-------- Records for the exercise

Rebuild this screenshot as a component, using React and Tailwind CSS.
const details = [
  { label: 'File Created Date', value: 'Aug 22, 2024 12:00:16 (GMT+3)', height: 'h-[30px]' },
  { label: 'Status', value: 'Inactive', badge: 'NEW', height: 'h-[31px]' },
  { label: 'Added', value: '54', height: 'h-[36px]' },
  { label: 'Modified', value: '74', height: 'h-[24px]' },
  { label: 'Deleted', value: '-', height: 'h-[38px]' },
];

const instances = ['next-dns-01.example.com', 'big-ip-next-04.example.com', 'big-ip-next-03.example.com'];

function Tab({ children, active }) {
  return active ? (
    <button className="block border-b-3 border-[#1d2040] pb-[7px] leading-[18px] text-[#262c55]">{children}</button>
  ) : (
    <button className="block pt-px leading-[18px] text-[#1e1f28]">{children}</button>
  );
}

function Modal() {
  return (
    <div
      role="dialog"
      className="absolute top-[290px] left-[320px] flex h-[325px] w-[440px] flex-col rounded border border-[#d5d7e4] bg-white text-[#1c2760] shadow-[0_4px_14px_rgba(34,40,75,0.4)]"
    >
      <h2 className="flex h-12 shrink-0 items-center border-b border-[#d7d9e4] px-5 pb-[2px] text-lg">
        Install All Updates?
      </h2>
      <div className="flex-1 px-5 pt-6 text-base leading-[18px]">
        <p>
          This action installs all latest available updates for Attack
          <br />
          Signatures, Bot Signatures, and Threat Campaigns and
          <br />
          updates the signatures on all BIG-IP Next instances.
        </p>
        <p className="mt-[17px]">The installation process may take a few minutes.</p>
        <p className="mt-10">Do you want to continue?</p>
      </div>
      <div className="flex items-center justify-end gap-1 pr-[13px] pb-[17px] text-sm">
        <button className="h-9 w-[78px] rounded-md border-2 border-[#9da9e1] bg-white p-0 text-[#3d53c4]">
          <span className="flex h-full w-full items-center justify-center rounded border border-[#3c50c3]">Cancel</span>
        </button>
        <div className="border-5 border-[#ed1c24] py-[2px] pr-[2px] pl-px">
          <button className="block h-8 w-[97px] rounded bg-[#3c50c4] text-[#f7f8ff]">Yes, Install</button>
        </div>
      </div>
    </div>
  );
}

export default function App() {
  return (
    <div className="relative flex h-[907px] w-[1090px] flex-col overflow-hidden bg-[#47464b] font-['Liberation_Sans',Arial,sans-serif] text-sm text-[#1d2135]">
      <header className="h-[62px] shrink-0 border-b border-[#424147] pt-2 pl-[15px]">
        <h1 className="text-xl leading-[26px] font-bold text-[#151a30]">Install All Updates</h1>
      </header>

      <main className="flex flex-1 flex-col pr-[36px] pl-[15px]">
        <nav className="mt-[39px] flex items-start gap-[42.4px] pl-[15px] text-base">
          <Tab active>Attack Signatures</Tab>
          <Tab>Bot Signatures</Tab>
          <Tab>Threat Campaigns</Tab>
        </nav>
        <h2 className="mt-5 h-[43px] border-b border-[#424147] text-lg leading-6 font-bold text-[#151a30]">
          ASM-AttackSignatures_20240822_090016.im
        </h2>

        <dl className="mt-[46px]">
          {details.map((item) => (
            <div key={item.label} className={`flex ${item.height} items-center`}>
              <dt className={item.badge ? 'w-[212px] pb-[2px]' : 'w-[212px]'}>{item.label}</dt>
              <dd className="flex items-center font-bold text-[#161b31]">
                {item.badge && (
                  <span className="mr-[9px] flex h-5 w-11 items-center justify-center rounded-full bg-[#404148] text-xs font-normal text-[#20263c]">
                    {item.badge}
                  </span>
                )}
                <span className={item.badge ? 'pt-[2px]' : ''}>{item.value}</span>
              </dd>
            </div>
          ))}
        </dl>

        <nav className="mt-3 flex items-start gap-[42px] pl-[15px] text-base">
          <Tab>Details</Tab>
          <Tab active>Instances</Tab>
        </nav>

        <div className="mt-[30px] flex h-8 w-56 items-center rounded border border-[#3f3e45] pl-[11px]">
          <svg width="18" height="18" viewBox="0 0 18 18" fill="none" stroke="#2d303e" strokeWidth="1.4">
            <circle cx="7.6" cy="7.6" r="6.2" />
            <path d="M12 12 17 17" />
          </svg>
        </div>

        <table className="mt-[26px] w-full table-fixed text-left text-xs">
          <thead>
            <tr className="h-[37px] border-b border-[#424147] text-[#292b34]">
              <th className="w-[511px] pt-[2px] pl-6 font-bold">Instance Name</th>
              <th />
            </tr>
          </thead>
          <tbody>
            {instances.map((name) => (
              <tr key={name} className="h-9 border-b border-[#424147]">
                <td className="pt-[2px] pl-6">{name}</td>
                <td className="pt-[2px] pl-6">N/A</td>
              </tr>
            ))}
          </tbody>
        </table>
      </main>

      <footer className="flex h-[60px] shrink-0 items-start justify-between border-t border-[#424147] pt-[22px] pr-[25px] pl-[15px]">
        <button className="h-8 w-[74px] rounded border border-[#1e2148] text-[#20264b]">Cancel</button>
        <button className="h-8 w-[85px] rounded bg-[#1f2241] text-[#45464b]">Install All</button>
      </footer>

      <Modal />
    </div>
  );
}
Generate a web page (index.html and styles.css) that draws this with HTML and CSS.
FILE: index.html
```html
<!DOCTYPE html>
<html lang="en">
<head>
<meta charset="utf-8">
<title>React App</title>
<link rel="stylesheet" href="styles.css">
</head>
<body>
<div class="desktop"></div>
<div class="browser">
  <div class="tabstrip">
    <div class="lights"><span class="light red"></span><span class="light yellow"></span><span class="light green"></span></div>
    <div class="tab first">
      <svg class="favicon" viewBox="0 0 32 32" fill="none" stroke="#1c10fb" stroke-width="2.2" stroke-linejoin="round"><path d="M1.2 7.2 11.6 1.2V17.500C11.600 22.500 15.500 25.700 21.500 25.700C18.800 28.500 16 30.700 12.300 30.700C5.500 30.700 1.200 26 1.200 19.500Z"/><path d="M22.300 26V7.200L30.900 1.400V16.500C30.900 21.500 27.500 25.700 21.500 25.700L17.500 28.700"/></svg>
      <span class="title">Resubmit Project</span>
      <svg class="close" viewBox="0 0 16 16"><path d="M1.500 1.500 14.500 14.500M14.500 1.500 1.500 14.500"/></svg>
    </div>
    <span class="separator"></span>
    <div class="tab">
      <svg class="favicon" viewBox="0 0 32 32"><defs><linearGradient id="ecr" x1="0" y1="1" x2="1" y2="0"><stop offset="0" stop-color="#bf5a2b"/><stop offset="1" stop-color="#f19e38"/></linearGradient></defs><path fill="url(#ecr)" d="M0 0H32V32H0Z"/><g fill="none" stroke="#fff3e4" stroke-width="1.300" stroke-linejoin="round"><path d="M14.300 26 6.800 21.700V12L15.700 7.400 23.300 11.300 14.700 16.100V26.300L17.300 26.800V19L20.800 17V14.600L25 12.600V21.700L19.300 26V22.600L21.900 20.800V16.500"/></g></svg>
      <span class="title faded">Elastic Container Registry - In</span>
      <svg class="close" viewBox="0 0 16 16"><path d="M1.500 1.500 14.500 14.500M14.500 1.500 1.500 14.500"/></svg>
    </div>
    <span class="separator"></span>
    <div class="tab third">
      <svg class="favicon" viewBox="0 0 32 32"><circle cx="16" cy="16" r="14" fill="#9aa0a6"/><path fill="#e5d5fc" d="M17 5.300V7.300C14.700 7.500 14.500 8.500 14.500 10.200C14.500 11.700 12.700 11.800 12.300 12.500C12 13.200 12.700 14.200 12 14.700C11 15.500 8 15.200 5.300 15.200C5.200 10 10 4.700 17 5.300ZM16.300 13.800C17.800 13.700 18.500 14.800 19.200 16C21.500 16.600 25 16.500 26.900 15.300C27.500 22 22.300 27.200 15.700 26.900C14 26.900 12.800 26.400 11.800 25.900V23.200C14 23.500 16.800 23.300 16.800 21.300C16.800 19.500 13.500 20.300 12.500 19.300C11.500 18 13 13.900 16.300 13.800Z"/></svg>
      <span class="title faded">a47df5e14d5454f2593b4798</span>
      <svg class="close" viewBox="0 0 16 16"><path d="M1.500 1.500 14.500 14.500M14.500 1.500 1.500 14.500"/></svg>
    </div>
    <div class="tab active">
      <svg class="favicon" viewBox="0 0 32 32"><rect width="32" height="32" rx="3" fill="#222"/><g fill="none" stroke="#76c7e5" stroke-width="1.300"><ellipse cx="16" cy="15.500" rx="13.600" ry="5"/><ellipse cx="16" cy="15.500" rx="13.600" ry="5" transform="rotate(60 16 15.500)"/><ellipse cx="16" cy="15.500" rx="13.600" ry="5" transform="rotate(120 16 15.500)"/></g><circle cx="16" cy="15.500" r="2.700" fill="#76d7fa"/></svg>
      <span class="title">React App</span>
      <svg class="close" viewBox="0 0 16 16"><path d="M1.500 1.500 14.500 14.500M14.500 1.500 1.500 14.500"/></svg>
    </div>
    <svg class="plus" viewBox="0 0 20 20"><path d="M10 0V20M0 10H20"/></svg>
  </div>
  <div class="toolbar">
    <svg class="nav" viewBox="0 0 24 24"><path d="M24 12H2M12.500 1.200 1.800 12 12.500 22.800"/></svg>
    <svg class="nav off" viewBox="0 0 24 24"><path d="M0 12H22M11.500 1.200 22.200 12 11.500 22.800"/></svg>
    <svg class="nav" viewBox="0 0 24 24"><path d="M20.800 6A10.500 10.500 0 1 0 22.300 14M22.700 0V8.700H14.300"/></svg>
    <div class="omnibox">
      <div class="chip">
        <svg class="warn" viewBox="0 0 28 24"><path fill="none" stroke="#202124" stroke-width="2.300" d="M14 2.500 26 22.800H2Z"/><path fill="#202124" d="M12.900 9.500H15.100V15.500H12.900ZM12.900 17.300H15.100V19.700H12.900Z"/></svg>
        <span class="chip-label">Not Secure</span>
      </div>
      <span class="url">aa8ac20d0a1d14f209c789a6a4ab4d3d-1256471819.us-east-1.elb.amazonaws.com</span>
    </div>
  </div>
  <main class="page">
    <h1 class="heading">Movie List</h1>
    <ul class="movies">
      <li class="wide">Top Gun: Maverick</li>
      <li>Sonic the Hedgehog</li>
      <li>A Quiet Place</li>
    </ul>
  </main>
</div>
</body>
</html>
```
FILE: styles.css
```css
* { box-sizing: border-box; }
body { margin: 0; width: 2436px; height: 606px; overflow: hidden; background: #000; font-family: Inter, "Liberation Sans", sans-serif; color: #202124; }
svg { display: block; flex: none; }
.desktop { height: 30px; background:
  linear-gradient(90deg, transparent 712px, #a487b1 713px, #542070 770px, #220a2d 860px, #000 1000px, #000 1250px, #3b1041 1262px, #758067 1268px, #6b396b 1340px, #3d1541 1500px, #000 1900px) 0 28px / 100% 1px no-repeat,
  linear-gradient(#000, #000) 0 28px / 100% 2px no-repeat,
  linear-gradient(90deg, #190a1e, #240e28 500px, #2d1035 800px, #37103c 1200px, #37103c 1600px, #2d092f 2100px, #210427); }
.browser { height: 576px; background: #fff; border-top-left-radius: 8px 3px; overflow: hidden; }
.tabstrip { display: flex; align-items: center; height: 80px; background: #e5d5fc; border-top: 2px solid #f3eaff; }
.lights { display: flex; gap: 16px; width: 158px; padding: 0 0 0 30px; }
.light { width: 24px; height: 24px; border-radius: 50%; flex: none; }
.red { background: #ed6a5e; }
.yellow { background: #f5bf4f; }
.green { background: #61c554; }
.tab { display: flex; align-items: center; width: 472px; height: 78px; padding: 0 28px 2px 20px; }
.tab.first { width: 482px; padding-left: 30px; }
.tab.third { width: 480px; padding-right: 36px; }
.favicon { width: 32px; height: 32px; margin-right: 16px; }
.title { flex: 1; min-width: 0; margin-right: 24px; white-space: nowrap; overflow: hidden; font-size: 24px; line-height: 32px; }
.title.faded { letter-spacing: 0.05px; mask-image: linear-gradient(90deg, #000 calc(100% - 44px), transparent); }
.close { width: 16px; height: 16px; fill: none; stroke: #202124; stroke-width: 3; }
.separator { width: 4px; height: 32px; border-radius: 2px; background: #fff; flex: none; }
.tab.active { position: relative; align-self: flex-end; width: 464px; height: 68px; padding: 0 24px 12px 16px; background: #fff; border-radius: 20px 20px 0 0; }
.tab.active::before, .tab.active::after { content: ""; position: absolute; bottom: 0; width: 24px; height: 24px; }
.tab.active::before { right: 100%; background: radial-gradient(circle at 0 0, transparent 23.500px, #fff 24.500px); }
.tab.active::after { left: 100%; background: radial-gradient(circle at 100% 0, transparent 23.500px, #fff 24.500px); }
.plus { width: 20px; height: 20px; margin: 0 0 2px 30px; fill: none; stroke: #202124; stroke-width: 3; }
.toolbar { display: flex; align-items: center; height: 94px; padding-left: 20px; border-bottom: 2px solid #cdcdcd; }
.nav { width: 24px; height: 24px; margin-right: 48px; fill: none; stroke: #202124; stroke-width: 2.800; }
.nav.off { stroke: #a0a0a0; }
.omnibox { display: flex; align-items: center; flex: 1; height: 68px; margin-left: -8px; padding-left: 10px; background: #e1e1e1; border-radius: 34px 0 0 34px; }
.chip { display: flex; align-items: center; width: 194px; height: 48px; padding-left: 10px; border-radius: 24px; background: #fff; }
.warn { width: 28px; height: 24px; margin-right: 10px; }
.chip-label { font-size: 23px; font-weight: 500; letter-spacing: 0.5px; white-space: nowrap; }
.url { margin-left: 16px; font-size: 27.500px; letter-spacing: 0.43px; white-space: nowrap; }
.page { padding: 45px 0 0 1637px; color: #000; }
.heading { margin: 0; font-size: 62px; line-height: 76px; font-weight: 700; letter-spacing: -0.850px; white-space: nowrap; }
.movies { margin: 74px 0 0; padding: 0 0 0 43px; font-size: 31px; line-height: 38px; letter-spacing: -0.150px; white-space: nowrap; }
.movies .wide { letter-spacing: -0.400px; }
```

----------------

From the records above, report the count of lines containing "React" and nothing more.

▶ The output:
3